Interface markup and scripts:
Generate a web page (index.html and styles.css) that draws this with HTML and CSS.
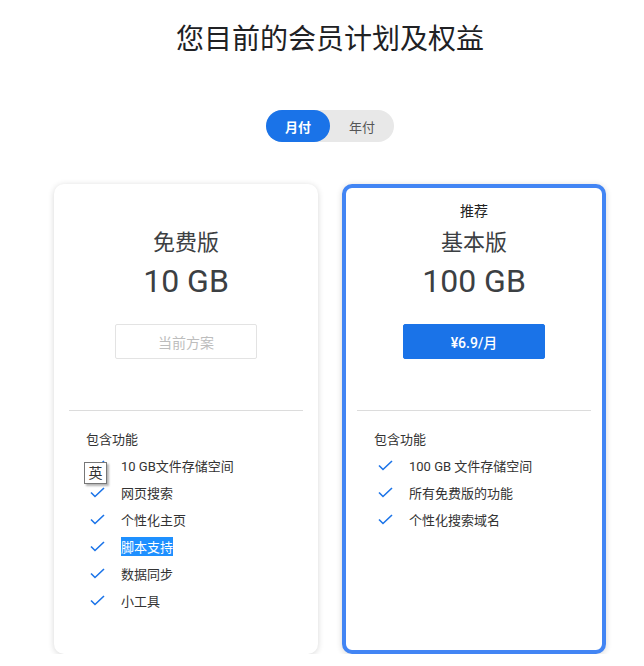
FILE: index.html
```html
<!DOCTYPE html>
<html lang="zh-CN">
<head>
  <meta charset="UTF-8" />
  <meta name="viewport" content="width=device-width, initial-scale=1.0"/>
  <title>会员计划</title>
  <link rel="stylesheet" href="styles.css">
</head>
<body>
  <div class="container">
    <h1>您目前的会员计划及权益</h1>

    <div class="toggle">
      <span class="opt active">月付</span>
      <span class="opt">年付</span>
    </div>

    <div class="plans">
      <div class="card">
        <div class="badge"></div>
        <div class="plan-name">免费版</div>
        <div class="plan-size">10 GB</div>
        <button class="btn btn-current">当前方案</button>
        <hr class="divider">
        <div class="features">
          <div class="features-title">包含功能</div>
          <ul>
            <li><svg class="check" viewBox="0 0 15 11"><polyline points="1,5.5 5,9.5 14,1"/></svg><span>10 GB文件存储空间</span></li>
            <li><svg class="check" viewBox="0 0 15 11"><polyline points="1,5.5 5,9.5 14,1"/></svg><span>网页搜索</span></li>
            <li><svg class="check" viewBox="0 0 15 11"><polyline points="1,5.5 5,9.5 14,1"/></svg><span>个性化主页</span></li>
            <li><svg class="check" viewBox="0 0 15 11"><polyline points="1,5.5 5,9.5 14,1"/></svg><span class="selected">脚本支持</span></li>
            <li><svg class="check" viewBox="0 0 15 11"><polyline points="1,5.5 5,9.5 14,1"/></svg><span>数据同步</span></li>
            <li><svg class="check" viewBox="0 0 15 11"><polyline points="1,5.5 5,9.5 14,1"/></svg><span>小工具</span></li>
          </ul>
        </div>
        <div class="ime">英</div>
      </div>

      <div class="card recommended">
        <div class="badge">推荐</div>
        <div class="plan-name">基本版</div>
        <div class="plan-size">100 GB</div>
        <button class="btn btn-buy">¥6.9/月</button>
        <hr class="divider">
        <div class="features">
          <div class="features-title">包含功能</div>
          <ul>
            <li><svg class="check" viewBox="0 0 15 11"><polyline points="1,5.5 5,9.5 14,1"/></svg><span>100 GB 文件存储空间</span></li>
            <li><svg class="check" viewBox="0 0 15 11"><polyline points="1,5.5 5,9.5 14,1"/></svg><span>所有免费版的功能</span></li>
            <li><svg class="check" viewBox="0 0 15 11"><polyline points="1,5.5 5,9.5 14,1"/></svg><span>个性化搜索域名</span></li>
          </ul>
        </div>
      </div>
    </div>
  </div>
</body>
</html>
```
FILE: styles.css
```css
body {
  margin: 0;
  background: #fff;
  font-family: Roboto, "Noto Sans CJK SC", sans-serif;
  color: #333;
}
.container {
  width: 552px;
  margin-left: 54px;
}
h1 {
  margin: 20px 0 0;
  font-size: 28px;
  line-height: 40px;
  font-weight: 400;
  text-align: center;
  color: #202124;
}
.toggle {
  display: flex;
  width: 128px;
  height: 32px;
  margin: 50px auto 0;
  background: #e8e8e8;
  border-radius: 16px;
}
.opt {
  flex: 1;
  display: flex;
  align-items: center;
  justify-content: center;
  font-size: 13px;
  color: #555;
  border-radius: 16px;
}
.opt.active {
  background: #1a73e8;
  color: #fff;
  font-weight: 700;
}
.plans {
  display: flex;
  gap: 24px;
  margin-top: 42px;
}
.card {
  position: relative;
  box-sizing: border-box;
  width: 264px;
  height: 470px;
  padding: 13px 11px 0;
  border: 4px solid transparent;
  border-radius: 10px;
  background: #fff;
  box-shadow: 0 1px 6px rgba(0, 0, 0, 0.16);
  text-align: center;
}
.card.recommended {
  border-color: #4285f4;
}
.badge {
  height: 20px;
  line-height: 20px;
  font-size: 14px;
  color: #222;
}
.plan-name {
  margin-top: 7px;
  font-size: 22px;
  line-height: 30px;
  color: #3c4043;
}
.plan-size {
  margin-top: 3px;
  font-size: 32px;
  line-height: 40px;
  color: #3c4043;
}
.btn {
  display: block;
  width: 142px;
  height: 35px;
  margin: 23px auto 0;
  font-family: inherit;
  font-size: 14px;
  border-radius: 2px;
}
.btn-current {
  background: #fff;
  border: 1px solid #e3e3e3;
  color: #bdbdbd;
}
.btn-buy {
  background: #1a73e8;
  border: 1px solid #1a73e8;
  color: #fff;
  font-weight: 500;
}
.divider {
  margin: 51px 0 0;
  border: none;
  border-top: 1px solid #dcdcdc;
}
.features {
  padding-left: 17px;
  text-align: left;
}
.features-title {
  margin-top: 19px;
  font-size: 13px;
  line-height: 20px;
  color: #333;
}
.features ul {
  list-style: none;
  margin: 2px 0 0;
  padding: 0;
}
.features li {
  display: flex;
  align-items: center;
  height: 27px;
  font-size: 13px;
  color: #333;
}
.check {
  width: 15px;
  height: 11px;
  margin: 0 16px 0 4px;
  fill: none;
  stroke: #1a73e8;
  stroke-width: 1.6;
}
.selected {
  background: #1e90ff;
  color: #fff;
}
.ime {
  position: absolute;
  left: 26px;
  top: 274px;
  width: 21px;
  height: 20px;
  line-height: 20px;
  text-align: center;
  font-size: 14px;
  color: #333;
  background: #fff;
  border: 1px solid #777;
  box-shadow: 2px 2px 2px rgba(0, 0, 0, 0.3);
}
```
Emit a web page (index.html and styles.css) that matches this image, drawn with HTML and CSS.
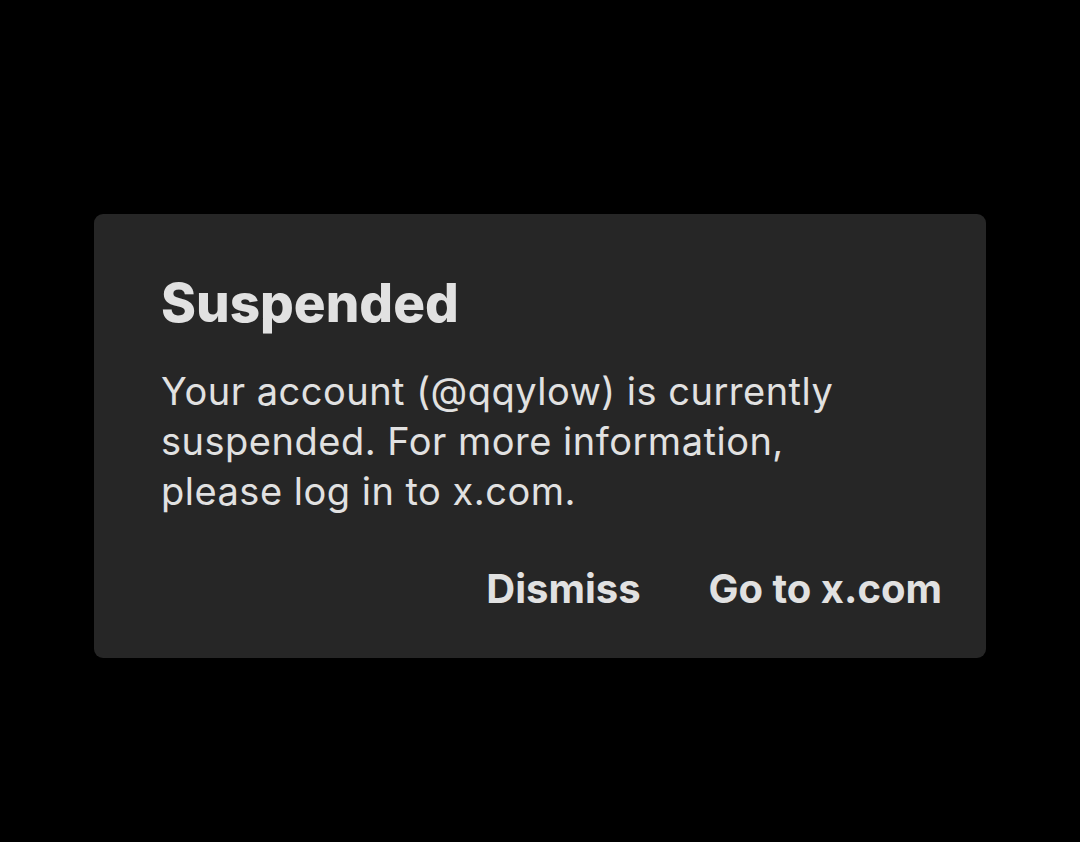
FILE: index.html
```html
<!DOCTYPE html>
<html lang="en">
<head>
<meta charset="utf-8">
<title>Suspended</title>
<link rel="stylesheet" href="styles.css">
</head>
<body>
<div class="dialog" role="dialog">
  <h1 class="title">Suspended</h1>
  <p class="message">Your account (@qqylow) is currently<br>suspended. For more information,<br>please log in to x.com.</p>
  <div class="actions">
    <button class="action">Dismiss</button>
    <button class="action">Go to x.com</button>
  </div>
</div>
</body>
</html>
```
FILE: styles.css
```css
html, body {
  margin: 0;
  padding: 0;
  background: #000;
}
body {
  width: 1080px;
  height: 842px;
  font-family: Inter, "Noto Sans", sans-serif;
  color: #e1e1e1;
  padding-top: 214px;
  box-sizing: border-box;
}
.dialog {
  margin-left: 94px;
  width: 892px;
  height: 444px;
  box-sizing: border-box;
  background: #262626;
  border-radius: 9px;
  padding: 59px 44px 0 67px;
  display: flex;
  flex-direction: column;
}
.title {
  margin: 0;
  font-size: 53px;
  line-height: 61px;
  font-weight: 800;
  letter-spacing: 0;
}
.message {
  margin: 32px 0 0;
  font-size: 38px;
  line-height: 50px;
  font-weight: 400;
  letter-spacing: 0.5px;
}
.actions {
  margin-top: 49px;
  display: flex;
  justify-content: flex-end;
  gap: 68px;
}
.action {
  background: none;
  border: 0;
  padding: 0;
  color: #e1e1e1;
  font-family: inherit;
  font-size: 40px;
  line-height: 48px;
  font-weight: 700;
  letter-spacing: 0;
}
```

▶ _Do this_:
All the records above need to be given again word for word. Skip the pictures.

▶ _Final answer_:
Generate a web page (index.html and styles.css) that draws this with HTML and CSS.
FILE: index.html
```html
<!DOCTYPE html>
<html lang="zh-CN">
<head>
  <meta charset="UTF-8" />
  <meta name="viewport" content="width=device-width, initial-scale=1.0"/>
  <title>会员计划</title>
  <link rel="stylesheet" href="styles.css">
</head>
<body>
  <div class="container">
    <h1>您目前的会员计划及权益</h1>

    <div class="toggle">
      <span class="opt active">月付</span>
      <span class="opt">年付</span>
    </div>

    <div class="plans">
      <div class="card">
        <div class="badge"></div>
        <div class="plan-name">免费版</div>
        <div class="plan-size">10 GB</div>
        <button class="btn btn-current">当前方案</button>
        <hr class="divider">
        <div class="features">
          <div class="features-title">包含功能</div>
          <ul>
            <li><svg class="check" viewBox="0 0 15 11"><polyline points="1,5.5 5,9.5 14,1"/></svg><span>10 GB文件存储空间</span></li>
            <li><svg class="check" viewBox="0 0 15 11"><polyline points="1,5.5 5,9.5 14,1"/></svg><span>网页搜索</span></li>
            <li><svg class="check" viewBox="0 0 15 11"><polyline points="1,5.5 5,9.5 14,1"/></svg><span>个性化主页</span></li>
            <li><svg class="check" viewBox="0 0 15 11"><polyline points="1,5.5 5,9.5 14,1"/></svg><span class="selected">脚本支持</span></li>
            <li><svg class="check" viewBox="0 0 15 11"><polyline points="1,5.5 5,9.5 14,1"/></svg><span>数据同步</span></li>
            <li><svg class="check" viewBox="0 0 15 11"><polyline points="1,5.5 5,9.5 14,1"/></svg><span>小工具</span></li>
          </ul>
        </div>
        <div class="ime">英</div>
      </div>

      <div class="card recommended">
        <div class="badge">推荐</div>
        <div class="plan-name">基本版</div>
        <div class="plan-size">100 GB</div>
        <button class="btn btn-buy">¥6.9/月</button>
        <hr class="divider">
        <div class="features">
          <div class="features-title">包含功能</div>
          <ul>
            <li><svg class="check" viewBox="0 0 15 11"><polyline points="1,5.5 5,9.5 14,1"/></svg><span>100 GB 文件存储空间</span></li>
            <li><svg class="check" viewBox="0 0 15 11"><polyline points="1,5.5 5,9.5 14,1"/></svg><span>所有免费版的功能</span></li>
            <li><svg class="check" viewBox="0 0 15 11"><polyline points="1,5.5 5,9.5 14,1"/></svg><span>个性化搜索域名</span></li>
          </ul>
        </div>
      </div>
    </div>
  </div>
</body>
</html>
```
FILE: styles.css
```css
body {
  margin: 0;
  background: #fff;
  font-family: Roboto, "Noto Sans CJK SC", sans-serif;
  color: #333;
}
.container {
  width: 552px;
  margin-left: 54px;
}
h1 {
  margin: 20px 0 0;
  font-size: 28px;
  line-height: 40px;
  font-weight: 400;
  text-align: center;
  color: #202124;
}
.toggle {
  display: flex;
  width: 128px;
  height: 32px;
  margin: 50px auto 0;
  background: #e8e8e8;
  border-radius: 16px;
}
.opt {
  flex: 1;
  display: flex;
  align-items: center;
  justify-content: center;
  font-size: 13px;
  color: #555;
  border-radius: 16px;
}
.opt.active {
  background: #1a73e8;
  color: #fff;
  font-weight: 700;
}
.plans {
  display: flex;
  gap: 24px;
  margin-top: 42px;
}
.card {
  position: relative;
  box-sizing: border-box;
  width: 264px;
  height: 470px;
  padding: 13px 11px 0;
  border: 4px solid transparent;
  border-radius: 10px;
  background: #fff;
  box-shadow: 0 1px 6px rgba(0, 0, 0, 0.16);
  text-align: center;
}
.card.recommended {
  border-color: #4285f4;
}
.badge {
  height: 20px;
  line-height: 20px;
  font-size: 14px;
  color: #222;
}
.plan-name {
  margin-top: 7px;
  font-size: 22px;
  line-height: 30px;
  color: #3c4043;
}
.plan-size {
  margin-top: 3px;
  font-size: 32px;
  line-height: 40px;
  color: #3c4043;
}
.btn {
  display: block;
  width: 142px;
  height: 35px;
  margin: 23px auto 0;
  font-family: inherit;
  font-size: 14px;
  border-radius: 2px;
}
.btn-current {
  background: #fff;
  border: 1px solid #e3e3e3;
  color: #bdbdbd;
}
.btn-buy {
  background: #1a73e8;
  border: 1px solid #1a73e8;
  color: #fff;
  font-weight: 500;
}
.divider {
  margin: 51px 0 0;
  border: none;
  border-top: 1px solid #dcdcdc;
}
.features {
  padding-left: 17px;
  text-align: left;
}
.features-title {
  margin-top: 19px;
  font-size: 13px;
  line-height: 20px;
  color: #333;
}
.features ul {
  list-style: none;
  margin: 2px 0 0;
  padding: 0;
}
.features li {
  display: flex;
  align-items: center;
  height: 27px;
  font-size: 13px;
  color: #333;
}
.check {
  width: 15px;
  height: 11px;
  margin: 0 16px 0 4px;
  fill: none;
  stroke: #1a73e8;
  stroke-width: 1.6;
}
.selected {
  background: #1e90ff;
  color: #fff;
}
.ime {
  position: absolute;
  left: 26px;
  top: 274px;
  width: 21px;
  height: 20px;
  line-height: 20px;
  text-align: center;
  font-size: 14px;
  color: #333;
  background: #fff;
  border: 1px solid #777;
  box-shadow: 2px 2px 2px rgba(0, 0, 0, 0.3);
}
```
Emit a web page (index.html and styles.css) that matches this image, drawn with HTML and CSS.
FILE: index.html
```html
<!DOCTYPE html>
<html lang="en">
<head>
<meta charset="utf-8">
<title>Suspended</title>
<link rel="stylesheet" href="styles.css">
</head>
<body>
<div class="dialog" role="dialog">
  <h1 class="title">Suspended</h1>
  <p class="message">Your account (@qqylow) is currently<br>suspended. For more information,<br>please log in to x.com.</p>
  <div class="actions">
    <button class="action">Dismiss</button>
    <button class="action">Go to x.com</button>
  </div>
</div>
</body>
</html>
```
FILE: styles.css
```css
html, body {
  margin: 0;
  padding: 0;
  background: #000;
}
body {
  width: 1080px;
  height: 842px;
  font-family: Inter, "Noto Sans", sans-serif;
  color: #e1e1e1;
  padding-top: 214px;
  box-sizing: border-box;
}
.dialog {
  margin-left: 94px;
  width: 892px;
  height: 444px;
  box-sizing: border-box;
  background: #262626;
  border-radius: 9px;
  padding: 59px 44px 0 67px;
  display: flex;
  flex-direction: column;
}
.title {
  margin: 0;
  font-size: 53px;
  line-height: 61px;
  font-weight: 800;
  letter-spacing: 0;
}
.message {
  margin: 32px 0 0;
  font-size: 38px;
  line-height: 50px;
  font-weight: 400;
  letter-spacing: 0.5px;
}
.actions {
  margin-top: 49px;
  display: flex;
  justify-content: flex-end;
  gap: 68px;
}
.action {
  background: none;
  border: 0;
  padding: 0;
  color: #e1e1e1;
  font-family: inherit;
  font-size: 40px;
  line-height: 48px;
  font-weight: 700;
  letter-spacing: 0;
}
```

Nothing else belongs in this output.